Emma warns against "simply paying ‘lip service’" to such initiatives. "It’s vital that policies and procedures are regularly monitored and evaluated," she says
"It’s also important to get senior buy in from director and board level, as well as HR. We are increasingly starting to see this as the high costs associated with poor mental health speak for themselves – it’s a problem too costly to ignore.
"There are certainly indications that this issue is being taken more seriously. There is greater awareness among employers about the benefits of looking after the wellbeing of employees – as well as the costs of ignoring mental health."
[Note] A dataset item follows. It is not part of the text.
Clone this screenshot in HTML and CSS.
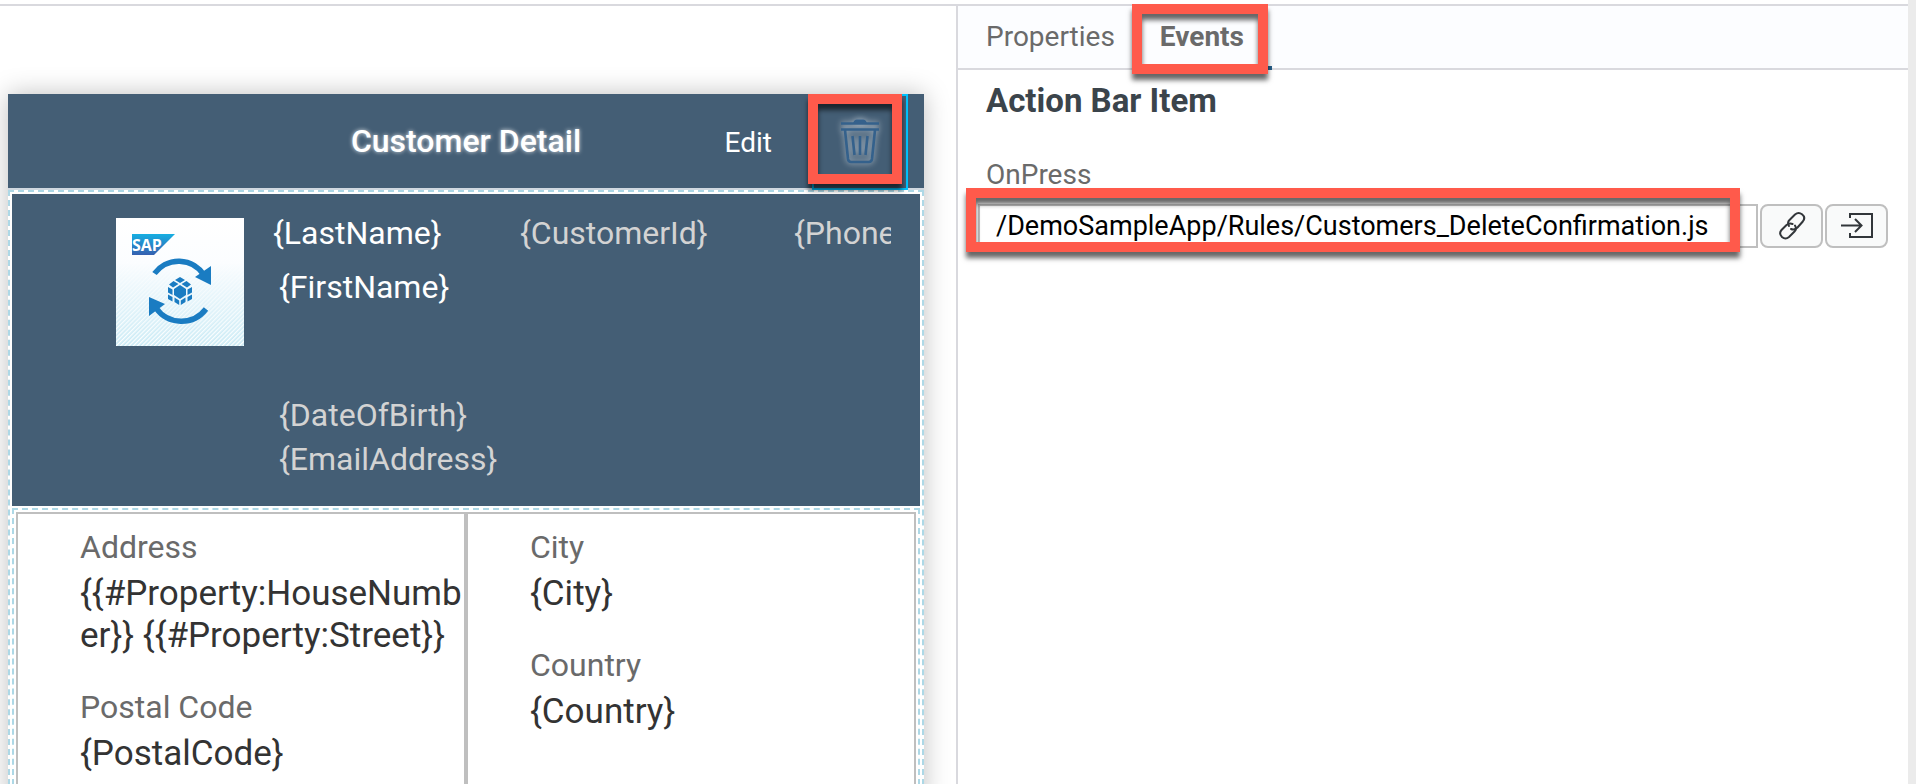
FILE: index.html
```html
<!DOCTYPE html>
<html lang="en">
<head>
<meta charset="utf-8">
<title>Customer Detail</title>
<link rel="stylesheet" href="styles.css">
</head>
<body>
<div class="workspace">
  <main class="canvas">
    <article class="device">
      <header class="action-bar">
        <h1 class="page-title">Customer Detail</h1>
        <div class="actions">
          <button class="edit" type="button">Edit</button>
          <button class="trash" type="button" aria-label="Delete">
            <svg width="46" height="52" viewBox="0 0 46 52" fill="none" stroke="#34618c" stroke-width="2.6">
              <path d="M4 7.500h38M4 13.500h38M8 14l3 29q.4 3 3.400 3h17.200q3 0 3.400-3l3-29M15.500 20l2 19M23 20v19M30.500 20l-2 19"/>
              <path d="M16 7.500q1-4 4-4h6q3 0 4 4z" fill="#34618c" stroke="none"/>
            </svg>
            <span class="highlight highlight-trash"></span>
          </button>
        </div>
      </header>
      <div class="sections">
        <section class="profile">
          <svg class="avatar" width="128" height="128" viewBox="0 0 128 128" role="img" aria-label="SAP">
            <defs>
              <linearGradient id="sky" x1="0" y1="0" x2="0" y2="1"><stop offset="0" stop-color="#fff"/><stop offset=".35" stop-color="#fbfdff"/><stop offset="1" stop-color="#c8eaf5"/></linearGradient>
              <linearGradient id="fade" x1="0" y1="0" x2="0" y2="1"><stop offset=".1" stop-color="#000"/><stop offset="1" stop-color="#fff"/></linearGradient>
              <linearGradient id="brand" x1="0" y1="0" x2="0" y2="1"><stop offset="0" stop-color="#16afe2"/><stop offset="1" stop-color="#3560b0"/></linearGradient>
              <pattern id="hatch" width="3" height="4" patternUnits="userSpaceOnUse" patternTransform="rotate(45)"><rect width="1.300" height="4" fill="#fff"/></pattern>
              <mask id="lower"><rect width="128" height="128" fill="url(#fade)"/></mask>
            </defs>
            <rect width="128" height="128" fill="url(#sky)"/>
            <rect width="128" height="128" fill="url(#hatch)" mask="url(#lower)"/>
            <path d="M16 16h43L38 37H16z" fill="url(#brand)"/>
            <text class="brand-text" x="16" y="33">SAP</text>
            <g fill="none" stroke="#1a7cc2" stroke-width="5.500">
              <path d="M38.500 55.500A30 30 0 0 1 88 57"/>
              <path d="M90 91A31 31 0 0 1 40 90"/>
            </g>
            <path d="M95 48v19L79 59zM33 79v19l16-12z" fill="#1a7cc2"/>
            <g fill="#1a7cc2">
              <path d="M64 59l5 3-5 3-5-3zM57.500 63l5 3-5.500 3.500-4-3zM70.500 63l-5 3 5.500 3.500 4-3zM64 67l6 4v6l-6 4-6-4v-6zM52 69l4.500 2.500v5.500L52 74.500zM76 69l-4.500 2.500v5.500l4.500-2.500zM52 76.500l4.500 2.500v4.500L52 81zM76 76.500L71.500 79v4.500L76 81zM58.500 79.500l4.700 3v4.500l-4.700-3zM69.500 79.500l-4.700 3v4.500l4.700-3z"/>
            </g>
          </svg>
          <div class="names">
            <p class="field strong">{LastName}</p>
            <div class="details">
              <p class="field strong">{FirstName}</p>
              <p class="field footnote">{DateOfBirth}</p>
              <p class="field">{EmailAddress}</p>
            </div>
          </div>
          <p class="field">{CustomerId}</p>
          <p class="field clipped">{Phone}</p>
        </section>
        <section class="key-values">
          <dl class="cell">
            <dt>Address</dt>
            <dd>{{#Property:HouseNumber}} {{#Property:Street}}</dd>
            <dt>Postal Code</dt>
            <dd>{PostalCode}</dd>
          </dl>
          <dl class="cell">
            <dt>City</dt>
            <dd>{City}</dd>
            <dt>Country</dt>
            <dd>{Country}</dd>
          </dl>
        </section>
      </div>
    </article>
  </main>
  <aside class="inspector">
    <nav class="tabs" role="tablist">
      <button class="tab" type="button" role="tab" aria-selected="false">Properties</button>
      <button class="tab selected" type="button" role="tab" aria-selected="true">Events<span class="highlight highlight-tab"></span></button>
    </nav>
    <div class="panel">
      <h2 class="panel-title">Action Bar Item</h2>
      <label class="label" for="on-press">OnPress</label>
      <div class="binding">
        <div class="input-wrap">
          <input class="input" id="on-press" type="text" value="/DemoSampleApp/Rules/Customers_DeleteConfirmation.js">
          <span class="highlight highlight-input"></span>
        </div>
        <button class="icon-button" type="button" aria-label="Link">
          <svg width="32" height="32" viewBox="0 0 32 32" fill="none" stroke="#32363a" stroke-width="2" stroke-linecap="round">
            <path d="M13 16c-1.500-2.500-1-4.500.5-6l5.500-5.500q3.500-3 7-.3q4 3.300.8 7.300l-5.300 6q-3 3-6.500 1.500"/>
            <path d="M19 15.500c1.500 2.500 1 4.500-.5 6l-5.500 5.500q-3.500 3-7 0q-3.500-3.500-.5-7l5-5q3-2.500 6-1"/>
          </svg>
        </button>
        <button class="icon-button" type="button" aria-label="Open target">
          <svg width="34" height="32" viewBox="0 0 34 32" fill="none" stroke="#32363a" stroke-width="2">
            <path d="M10 8V4h22v23H10v-4M1 15.500h20M15 9l6.500 6.500L15 22"/>
          </svg>
        </button>
      </div>
    </div>
  </aside>
</div>
</body>
</html>
```
FILE: styles.css
```css
* { box-sizing: border-box; }

body {
  margin: 0;
  background: #fff;
  font-family: Roboto, "Liberation Sans", sans-serif;
  color: #32363a;
}

h1, h2, p, dl, dd { margin: 0; }

button {
  padding: 0;
  border: 0;
  background: none;
  font: inherit;
  color: inherit;
}

.workspace {
  display: grid;
  grid-template-columns: 958fr 950fr;
  height: 100vh;
  padding-top: 4px;
  border-right: 8px solid #ebebeb;
  overflow: hidden;
}

.canvas,
.inspector { border-top: 2px solid #d9d9de; }

.canvas {
  display: flex;
  min-width: 0;
  border-right: 2px solid #d9d9de;
  padding: 88px 32px 0 8px;
}

.device {
  flex: 1;
  display: flex;
  flex-direction: column;
  min-width: 0;
  background: #fff;
  box-shadow: 0 0 24px rgba(0, 0, 0, .25);
}

.action-bar {
  display: grid;
  grid-template-columns: 1fr auto 1fr;
  align-items: center;
  height: 96px;
  flex: none;
  background: #445e75;
  border-bottom: 2px solid #d0d8e0;
  color: #fff;
}

.page-title {
  grid-column: 2;
  font-size: 32px;
  font-weight: 500;
  line-height: 40px;
  text-shadow: 0 0 4px rgba(255, 255, 255, .8);
}

.actions {
  display: flex;
  justify-content: flex-end;
  align-items: center;
  gap: 40px;
  margin-bottom: -2px;
  padding-right: 16px;
}

.edit { font-size: 28px; }

.trash {
  position: relative;
  width: 96px;
  height: 96px;
  display: grid;
  place-items: center;
  border: 2px solid #00c3ff;
}

.trash svg {
  overflow: visible;
  filter: drop-shadow(0 0 3px rgba(230, 238, 245, .8));
}

.highlight {
  position: absolute;
  z-index: 1;
  border: 10px solid #ff5a4b;
  box-shadow: 0 6px 5px rgba(0, 0, 0, .6), inset 0 6px 5px rgba(0, 0, 0, .6);
  pointer-events: none;
}

.highlight-trash { inset: -2px 4px 4px -6px; }
.highlight-tab { inset: -2px 4px -8px 0; }
.highlight-input { inset: -16px 18px -4px -12px; }

.sections {
  flex: 1;
  display: flex;
  flex-direction: column;
  padding: 2px 2px 0;
  border: 2px dashed #add8e6;
  border-bottom: 0;
}

.profile {
  display: grid;
  grid-template-columns: 128px minmax(0, 247fr) minmax(0, 274fr) minmax(0, 126fr);
  align-items: start;
  padding: 19px 29px 27px 104px;
  background: #445e75;
}

.names { padding-left: 29px; }
.avatar { margin-top: 5px; }

.brand-text {
  font: 700 16px "Open Sans", sans-serif;
  fill: #fff;
}

.field {
  font-size: 32px;
  line-height: 40px;
  color: #d3d3d3;
}

.profile > .field { padding-left: 29px; }
.clipped { overflow: hidden; }
.strong { color: #fff; }
.details { padding: 14px 0 0 6px; }
.footnote { margin: 88px 0 4px; }

.key-values {
  flex: 1;
  display: grid;
  grid-template-columns: minmax(0, 1fr) minmax(0, 1fr);
  margin-top: 2px;
  padding: 2px 2px 0;
  border: 2px dashed #add8e6;
  border-bottom: 0;
}

.cell {
  padding: 13px 0 0 62px;
  border: 2px solid #bfbfbf;
  border-bottom: 0;
}

.cell dt {
  margin-bottom: 6px;
  font-size: 32px;
  line-height: 40px;
  color: #6a6a6a;
}

.cell dd {
  margin-bottom: 30px;
  font-size: 35px;
  line-height: 42px;
  color: #333;
  word-break: break-all;
}

.tabs {
  display: flex;
  height: 64px;
  padding-left: 28px;
  gap: 17px;
  background: #fcfdff;
  border-bottom: 2px solid #d9d9de;
}

.tab {
  position: relative;
  height: 64px;
  padding-bottom: 4px;
  font-size: 28px;
  color: #6a6a6a;
}

.selected {
  padding: 0 28px;
  border-bottom: 4px solid #265f8a;
  font-weight: 700;
}

.panel { padding: 11px 20px 0; }

.panel-title {
  padding-left: 8px;
  font-size: 33px;
  line-height: 40px;
  color: #3b444b;
}

.label {
  display: block;
  margin: 36px 0 11px;
  padding-left: 8px;
  font-size: 28px;
  line-height: 36px;
  color: #6a6a6a;
}

.binding { display: flex; gap: 2px; }
.input-wrap { position: relative; flex: 1; }

.input {
  display: block;
  width: 100%;
  height: 44px;
  padding: 0 16px;
  border: 2px solid #bfbfbf;
  background: #fff;
  font: inherit;
  font-size: 27px;
  color: #000;
}

.icon-button {
  display: grid;
  place-items: center;
  width: 63px;
  height: 44px;
  border: 2px solid #bfbfbf;
  border-radius: 8px;
  background: #f9fafa;
}
```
A number of big companies are already working to improve their employees’ wellbeing and have signed up to Time to Change, a campaign set up by Mind and Rethink Mental Illness to end the stigma and discrimination that people with mental health problems face. One of those companies is BT, where they implemented a three-tired mental health framework and launched a 16 week programme to tackle problems such as anxiety, depress and stress that provided practical guidance to its 108,000 employees across the globe.
"We have seen a 30 per cent reduction in mental health sickness absence since we started tackling these issues a few years ago," BT’s head of health and safety Dr Paul Lichfield told the Guardian. "That represents the difference between having 650-700 people a day off with stress, depression, and anxiety to our current level of 550-600."
It’s not just employees who benefit from these kind of initiatives, however. "Organisations which promote employee wellbeing are rewarded in terms of increased morale and productivity and decreased sickness absence," Emma says.
"Changes put in place needn’t be costly – it’s mostly about creating an open honest environment where employee of all levels can talk about their mental health if they want to. Small inexpensive changes such as offering flexible working hours, buddy systems, social events and regular catch-ups with managers can make a huge difference and save businesses a great deal of money in the long run."